• Task directions: Verbatim output of all the material below is required.

----------

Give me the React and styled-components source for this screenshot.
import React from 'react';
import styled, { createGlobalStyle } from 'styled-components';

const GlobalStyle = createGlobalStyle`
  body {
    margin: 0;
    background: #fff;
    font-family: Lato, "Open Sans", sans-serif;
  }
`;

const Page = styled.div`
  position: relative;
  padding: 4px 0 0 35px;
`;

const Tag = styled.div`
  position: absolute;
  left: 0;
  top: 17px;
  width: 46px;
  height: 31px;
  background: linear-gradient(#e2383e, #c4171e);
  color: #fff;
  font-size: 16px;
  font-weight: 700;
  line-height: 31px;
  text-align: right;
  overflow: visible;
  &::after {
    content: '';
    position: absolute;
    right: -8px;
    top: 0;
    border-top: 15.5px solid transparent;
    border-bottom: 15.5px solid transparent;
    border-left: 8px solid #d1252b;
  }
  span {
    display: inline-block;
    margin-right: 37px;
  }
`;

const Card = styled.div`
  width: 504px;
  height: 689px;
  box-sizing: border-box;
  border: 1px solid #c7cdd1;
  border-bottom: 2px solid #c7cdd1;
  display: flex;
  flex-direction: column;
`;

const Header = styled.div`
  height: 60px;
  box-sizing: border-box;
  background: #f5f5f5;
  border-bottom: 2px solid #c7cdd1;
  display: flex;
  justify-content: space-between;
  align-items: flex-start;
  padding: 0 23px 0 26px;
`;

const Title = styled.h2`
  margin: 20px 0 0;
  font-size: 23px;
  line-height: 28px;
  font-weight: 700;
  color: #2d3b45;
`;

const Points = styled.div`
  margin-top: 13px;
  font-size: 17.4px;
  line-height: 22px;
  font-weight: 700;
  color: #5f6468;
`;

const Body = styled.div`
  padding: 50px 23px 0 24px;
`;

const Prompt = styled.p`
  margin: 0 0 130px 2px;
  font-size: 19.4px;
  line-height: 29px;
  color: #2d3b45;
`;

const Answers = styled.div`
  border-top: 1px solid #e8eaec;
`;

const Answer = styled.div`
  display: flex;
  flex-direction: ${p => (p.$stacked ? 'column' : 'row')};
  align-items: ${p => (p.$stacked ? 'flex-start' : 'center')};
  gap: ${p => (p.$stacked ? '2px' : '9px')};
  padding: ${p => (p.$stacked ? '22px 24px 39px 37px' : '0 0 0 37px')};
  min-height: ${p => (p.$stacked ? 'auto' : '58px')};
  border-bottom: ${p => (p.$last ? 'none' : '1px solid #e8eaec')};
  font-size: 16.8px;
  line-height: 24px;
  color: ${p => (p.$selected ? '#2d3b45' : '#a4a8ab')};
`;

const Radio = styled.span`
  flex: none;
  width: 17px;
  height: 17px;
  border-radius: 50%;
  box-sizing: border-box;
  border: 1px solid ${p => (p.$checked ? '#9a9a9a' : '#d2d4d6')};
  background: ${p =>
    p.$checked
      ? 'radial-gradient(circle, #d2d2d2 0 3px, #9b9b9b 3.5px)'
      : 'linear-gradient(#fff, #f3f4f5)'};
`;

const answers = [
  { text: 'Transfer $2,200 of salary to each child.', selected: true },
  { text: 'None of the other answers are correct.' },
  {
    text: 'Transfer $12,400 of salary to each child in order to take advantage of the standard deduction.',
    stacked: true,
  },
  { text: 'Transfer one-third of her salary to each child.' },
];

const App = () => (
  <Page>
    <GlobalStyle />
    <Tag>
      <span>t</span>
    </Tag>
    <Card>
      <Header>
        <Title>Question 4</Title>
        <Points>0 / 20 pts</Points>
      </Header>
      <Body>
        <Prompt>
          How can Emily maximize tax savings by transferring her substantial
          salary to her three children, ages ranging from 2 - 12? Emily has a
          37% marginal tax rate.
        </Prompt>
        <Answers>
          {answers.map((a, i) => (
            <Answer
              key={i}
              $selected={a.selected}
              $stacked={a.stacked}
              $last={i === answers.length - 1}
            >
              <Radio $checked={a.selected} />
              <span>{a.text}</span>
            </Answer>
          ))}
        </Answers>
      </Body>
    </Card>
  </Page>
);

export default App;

----------

• Output for this exercise:
Give me the React and styled-components source for this screenshot.
import React from 'react';
import styled, { createGlobalStyle } from 'styled-components';

const GlobalStyle = createGlobalStyle`
  body {
    margin: 0;
    background: #fff;
    font-family: Lato, "Open Sans", sans-serif;
  }
`;

const Page = styled.div`
  position: relative;
  padding: 4px 0 0 35px;
`;

const Tag = styled.div`
  position: absolute;
  left: 0;
  top: 17px;
  width: 46px;
  height: 31px;
  background: linear-gradient(#e2383e, #c4171e);
  color: #fff;
  font-size: 16px;
  font-weight: 700;
  line-height: 31px;
  text-align: right;
  overflow: visible;
  &::after {
    content: '';
    position: absolute;
    right: -8px;
    top: 0;
    border-top: 15.5px solid transparent;
    border-bottom: 15.5px solid transparent;
    border-left: 8px solid #d1252b;
  }
  span {
    display: inline-block;
    margin-right: 37px;
  }
`;

const Card = styled.div`
  width: 504px;
  height: 689px;
  box-sizing: border-box;
  border: 1px solid #c7cdd1;
  border-bottom: 2px solid #c7cdd1;
  display: flex;
  flex-direction: column;
`;

const Header = styled.div`
  height: 60px;
  box-sizing: border-box;
  background: #f5f5f5;
  border-bottom: 2px solid #c7cdd1;
  display: flex;
  justify-content: space-between;
  align-items: flex-start;
  padding: 0 23px 0 26px;
`;

const Title = styled.h2`
  margin: 20px 0 0;
  font-size: 23px;
  line-height: 28px;
  font-weight: 700;
  color: #2d3b45;
`;

const Points = styled.div`
  margin-top: 13px;
  font-size: 17.4px;
  line-height: 22px;
  font-weight: 700;
  color: #5f6468;
`;

const Body = styled.div`
  padding: 50px 23px 0 24px;
`;

const Prompt = styled.p`
  margin: 0 0 130px 2px;
  font-size: 19.4px;
  line-height: 29px;
  color: #2d3b45;
`;

const Answers = styled.div`
  border-top: 1px solid #e8eaec;
`;

const Answer = styled.div`
  display: flex;
  flex-direction: ${p => (p.$stacked ? 'column' : 'row')};
  align-items: ${p => (p.$stacked ? 'flex-start' : 'center')};
  gap: ${p => (p.$stacked ? '2px' : '9px')};
  padding: ${p => (p.$stacked ? '22px 24px 39px 37px' : '0 0 0 37px')};
  min-height: ${p => (p.$stacked ? 'auto' : '58px')};
  border-bottom: ${p => (p.$last ? 'none' : '1px solid #e8eaec')};
  font-size: 16.8px;
  line-height: 24px;
  color: ${p => (p.$selected ? '#2d3b45' : '#a4a8ab')};
`;

const Radio = styled.span`
  flex: none;
  width: 17px;
  height: 17px;
  border-radius: 50%;
  box-sizing: border-box;
  border: 1px solid ${p => (p.$checked ? '#9a9a9a' : '#d2d4d6')};
  background: ${p =>
    p.$checked
      ? 'radial-gradient(circle, #d2d2d2 0 3px, #9b9b9b 3.5px)'
      : 'linear-gradient(#fff, #f3f4f5)'};
`;

const answers = [
  { text: 'Transfer $2,200 of salary to each child.', selected: true },
  { text: 'None of the other answers are correct.' },
  {
    text: 'Transfer $12,400 of salary to each child in order to take advantage of the standard deduction.',
    stacked: true,
  },
  { text: 'Transfer one-third of her salary to each child.' },
];

const App = () => (
  <Page>
    <GlobalStyle />
    <Tag>
      <span>t</span>
    </Tag>
    <Card>
      <Header>
        <Title>Question 4</Title>
        <Points>0 / 20 pts</Points>
      </Header>
      <Body>
        <Prompt>
          How can Emily maximize tax savings by transferring her substantial
          salary to her three children, ages ranging from 2 - 12? Emily has a
          37% marginal tax rate.
        </Prompt>
        <Answers>
          {answers.map((a, i) => (
            <Answer
              key={i}
              $selected={a.selected}
              $stacked={a.stacked}
              $last={i === answers.length - 1}
            >
              <Radio $checked={a.selected} />
              <span>{a.text}</span>
            </Answer>
          ))}
        </Answers>
      </Body>
    </Card>
  </Page>
);

export default App;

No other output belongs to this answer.